- [WHAT YOU NEED TO DO] The records below hold pictures; please leave those out and retype the rest exactly.

--- BEGIN ---

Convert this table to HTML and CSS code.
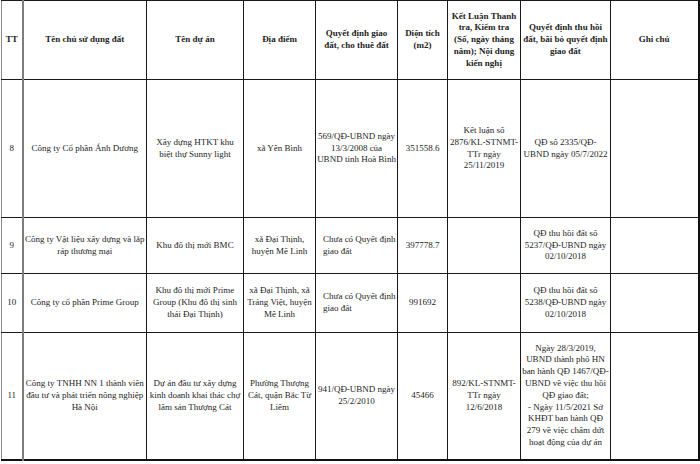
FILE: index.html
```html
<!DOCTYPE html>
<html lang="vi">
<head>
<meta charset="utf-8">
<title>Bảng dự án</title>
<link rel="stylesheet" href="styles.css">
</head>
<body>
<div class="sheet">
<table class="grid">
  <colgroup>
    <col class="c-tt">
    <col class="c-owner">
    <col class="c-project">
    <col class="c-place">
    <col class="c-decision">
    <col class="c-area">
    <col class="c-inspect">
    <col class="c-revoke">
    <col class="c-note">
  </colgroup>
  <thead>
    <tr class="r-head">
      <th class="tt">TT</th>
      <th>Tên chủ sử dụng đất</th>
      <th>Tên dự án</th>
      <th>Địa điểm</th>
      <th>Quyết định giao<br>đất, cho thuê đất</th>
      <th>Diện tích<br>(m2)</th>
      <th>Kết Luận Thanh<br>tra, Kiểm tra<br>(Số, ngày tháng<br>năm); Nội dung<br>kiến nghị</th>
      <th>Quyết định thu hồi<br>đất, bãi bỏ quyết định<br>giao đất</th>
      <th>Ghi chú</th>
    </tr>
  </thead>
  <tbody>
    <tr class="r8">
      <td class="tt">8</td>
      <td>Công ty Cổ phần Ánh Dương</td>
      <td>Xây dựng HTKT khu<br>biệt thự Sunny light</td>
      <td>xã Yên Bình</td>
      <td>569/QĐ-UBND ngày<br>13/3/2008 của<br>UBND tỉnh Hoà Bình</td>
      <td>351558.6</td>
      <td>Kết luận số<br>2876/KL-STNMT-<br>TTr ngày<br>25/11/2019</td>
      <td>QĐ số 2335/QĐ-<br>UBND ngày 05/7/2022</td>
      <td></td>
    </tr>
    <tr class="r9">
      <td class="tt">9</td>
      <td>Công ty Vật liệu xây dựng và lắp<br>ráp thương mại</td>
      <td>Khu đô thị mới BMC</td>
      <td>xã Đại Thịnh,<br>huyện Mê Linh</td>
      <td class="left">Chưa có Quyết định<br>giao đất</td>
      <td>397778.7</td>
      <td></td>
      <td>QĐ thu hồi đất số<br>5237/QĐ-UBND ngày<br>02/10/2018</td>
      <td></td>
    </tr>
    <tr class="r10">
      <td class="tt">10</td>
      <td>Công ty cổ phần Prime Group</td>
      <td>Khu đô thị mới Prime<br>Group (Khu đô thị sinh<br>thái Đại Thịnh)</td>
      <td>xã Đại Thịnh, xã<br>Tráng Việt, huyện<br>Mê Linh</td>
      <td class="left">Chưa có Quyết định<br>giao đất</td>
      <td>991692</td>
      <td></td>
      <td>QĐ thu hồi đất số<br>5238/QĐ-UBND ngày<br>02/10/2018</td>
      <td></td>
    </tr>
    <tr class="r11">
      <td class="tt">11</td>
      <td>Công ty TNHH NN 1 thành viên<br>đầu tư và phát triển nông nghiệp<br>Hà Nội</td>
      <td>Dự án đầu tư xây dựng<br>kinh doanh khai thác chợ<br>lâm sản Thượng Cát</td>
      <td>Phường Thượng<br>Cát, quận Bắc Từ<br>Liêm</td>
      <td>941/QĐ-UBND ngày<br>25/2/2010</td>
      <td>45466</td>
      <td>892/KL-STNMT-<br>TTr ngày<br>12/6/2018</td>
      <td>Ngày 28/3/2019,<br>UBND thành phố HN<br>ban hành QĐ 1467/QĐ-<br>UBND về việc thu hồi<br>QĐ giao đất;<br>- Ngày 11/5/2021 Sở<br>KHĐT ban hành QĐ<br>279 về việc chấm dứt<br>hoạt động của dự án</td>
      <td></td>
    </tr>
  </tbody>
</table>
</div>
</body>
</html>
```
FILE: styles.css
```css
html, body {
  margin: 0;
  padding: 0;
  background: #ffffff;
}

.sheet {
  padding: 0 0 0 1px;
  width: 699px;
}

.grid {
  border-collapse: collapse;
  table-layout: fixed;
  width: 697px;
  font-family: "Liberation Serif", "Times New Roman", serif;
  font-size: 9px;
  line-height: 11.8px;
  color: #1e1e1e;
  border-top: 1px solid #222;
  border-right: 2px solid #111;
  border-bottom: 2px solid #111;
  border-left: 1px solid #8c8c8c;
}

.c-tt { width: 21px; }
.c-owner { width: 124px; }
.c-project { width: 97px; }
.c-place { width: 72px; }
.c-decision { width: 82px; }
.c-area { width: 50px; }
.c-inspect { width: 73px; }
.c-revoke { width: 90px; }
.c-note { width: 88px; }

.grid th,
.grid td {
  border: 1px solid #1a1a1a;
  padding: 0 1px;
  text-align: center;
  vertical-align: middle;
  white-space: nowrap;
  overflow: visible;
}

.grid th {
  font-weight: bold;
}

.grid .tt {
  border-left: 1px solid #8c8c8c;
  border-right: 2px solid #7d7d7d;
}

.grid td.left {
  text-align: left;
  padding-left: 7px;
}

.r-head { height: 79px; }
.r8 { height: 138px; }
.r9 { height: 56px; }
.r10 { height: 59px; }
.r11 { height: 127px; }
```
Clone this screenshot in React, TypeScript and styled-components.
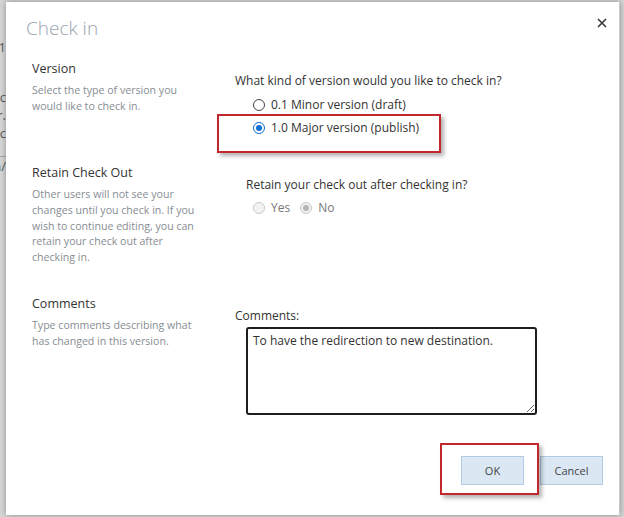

--- END ---

- [ANSWER FOR THIS EXERCISE]
Convert this table to HTML and CSS code.
FILE: index.html
```html
<!DOCTYPE html>
<html lang="vi">
<head>
<meta charset="utf-8">
<title>Bảng dự án</title>
<link rel="stylesheet" href="styles.css">
</head>
<body>
<div class="sheet">
<table class="grid">
  <colgroup>
    <col class="c-tt">
    <col class="c-owner">
    <col class="c-project">
    <col class="c-place">
    <col class="c-decision">
    <col class="c-area">
    <col class="c-inspect">
    <col class="c-revoke">
    <col class="c-note">
  </colgroup>
  <thead>
    <tr class="r-head">
      <th class="tt">TT</th>
      <th>Tên chủ sử dụng đất</th>
      <th>Tên dự án</th>
      <th>Địa điểm</th>
      <th>Quyết định giao<br>đất, cho thuê đất</th>
      <th>Diện tích<br>(m2)</th>
      <th>Kết Luận Thanh<br>tra, Kiểm tra<br>(Số, ngày tháng<br>năm); Nội dung<br>kiến nghị</th>
      <th>Quyết định thu hồi<br>đất, bãi bỏ quyết định<br>giao đất</th>
      <th>Ghi chú</th>
    </tr>
  </thead>
  <tbody>
    <tr class="r8">
      <td class="tt">8</td>
      <td>Công ty Cổ phần Ánh Dương</td>
      <td>Xây dựng HTKT khu<br>biệt thự Sunny light</td>
      <td>xã Yên Bình</td>
      <td>569/QĐ-UBND ngày<br>13/3/2008 của<br>UBND tỉnh Hoà Bình</td>
      <td>351558.6</td>
      <td>Kết luận số<br>2876/KL-STNMT-<br>TTr ngày<br>25/11/2019</td>
      <td>QĐ số 2335/QĐ-<br>UBND ngày 05/7/2022</td>
      <td></td>
    </tr>
    <tr class="r9">
      <td class="tt">9</td>
      <td>Công ty Vật liệu xây dựng và lắp<br>ráp thương mại</td>
      <td>Khu đô thị mới BMC</td>
      <td>xã Đại Thịnh,<br>huyện Mê Linh</td>
      <td class="left">Chưa có Quyết định<br>giao đất</td>
      <td>397778.7</td>
      <td></td>
      <td>QĐ thu hồi đất số<br>5237/QĐ-UBND ngày<br>02/10/2018</td>
      <td></td>
    </tr>
    <tr class="r10">
      <td class="tt">10</td>
      <td>Công ty cổ phần Prime Group</td>
      <td>Khu đô thị mới Prime<br>Group (Khu đô thị sinh<br>thái Đại Thịnh)</td>
      <td>xã Đại Thịnh, xã<br>Tráng Việt, huyện<br>Mê Linh</td>
      <td class="left">Chưa có Quyết định<br>giao đất</td>
      <td>991692</td>
      <td></td>
      <td>QĐ thu hồi đất số<br>5238/QĐ-UBND ngày<br>02/10/2018</td>
      <td></td>
    </tr>
    <tr class="r11">
      <td class="tt">11</td>
      <td>Công ty TNHH NN 1 thành viên<br>đầu tư và phát triển nông nghiệp<br>Hà Nội</td>
      <td>Dự án đầu tư xây dựng<br>kinh doanh khai thác chợ<br>lâm sản Thượng Cát</td>
      <td>Phường Thượng<br>Cát, quận Bắc Từ<br>Liêm</td>
      <td>941/QĐ-UBND ngày<br>25/2/2010</td>
      <td>45466</td>
      <td>892/KL-STNMT-<br>TTr ngày<br>12/6/2018</td>
      <td>Ngày 28/3/2019,<br>UBND thành phố HN<br>ban hành QĐ 1467/QĐ-<br>UBND về việc thu hồi<br>QĐ giao đất;<br>- Ngày 11/5/2021 Sở<br>KHĐT ban hành QĐ<br>279 về việc chấm dứt<br>hoạt động của dự án</td>
      <td></td>
    </tr>
  </tbody>
</table>
</div>
</body>
</html>
```
FILE: styles.css
```css
html, body {
  margin: 0;
  padding: 0;
  background: #ffffff;
}

.sheet {
  padding: 0 0 0 1px;
  width: 699px;
}

.grid {
  border-collapse: collapse;
  table-layout: fixed;
  width: 697px;
  font-family: "Liberation Serif", "Times New Roman", serif;
  font-size: 9px;
  line-height: 11.8px;
  color: #1e1e1e;
  border-top: 1px solid #222;
  border-right: 2px solid #111;
  border-bottom: 2px solid #111;
  border-left: 1px solid #8c8c8c;
}

.c-tt { width: 21px; }
.c-owner { width: 124px; }
.c-project { width: 97px; }
.c-place { width: 72px; }
.c-decision { width: 82px; }
.c-area { width: 50px; }
.c-inspect { width: 73px; }
.c-revoke { width: 90px; }
.c-note { width: 88px; }

.grid th,
.grid td {
  border: 1px solid #1a1a1a;
  padding: 0 1px;
  text-align: center;
  vertical-align: middle;
  white-space: nowrap;
  overflow: visible;
}

.grid th {
  font-weight: bold;
}

.grid .tt {
  border-left: 1px solid #8c8c8c;
  border-right: 2px solid #7d7d7d;
}

.grid td.left {
  text-align: left;
  padding-left: 7px;
}

.r-head { height: 79px; }
.r8 { height: 138px; }
.r9 { height: 56px; }
.r10 { height: 59px; }
.r11 { height: 127px; }
```
Clone this screenshot in React, TypeScript and styled-components.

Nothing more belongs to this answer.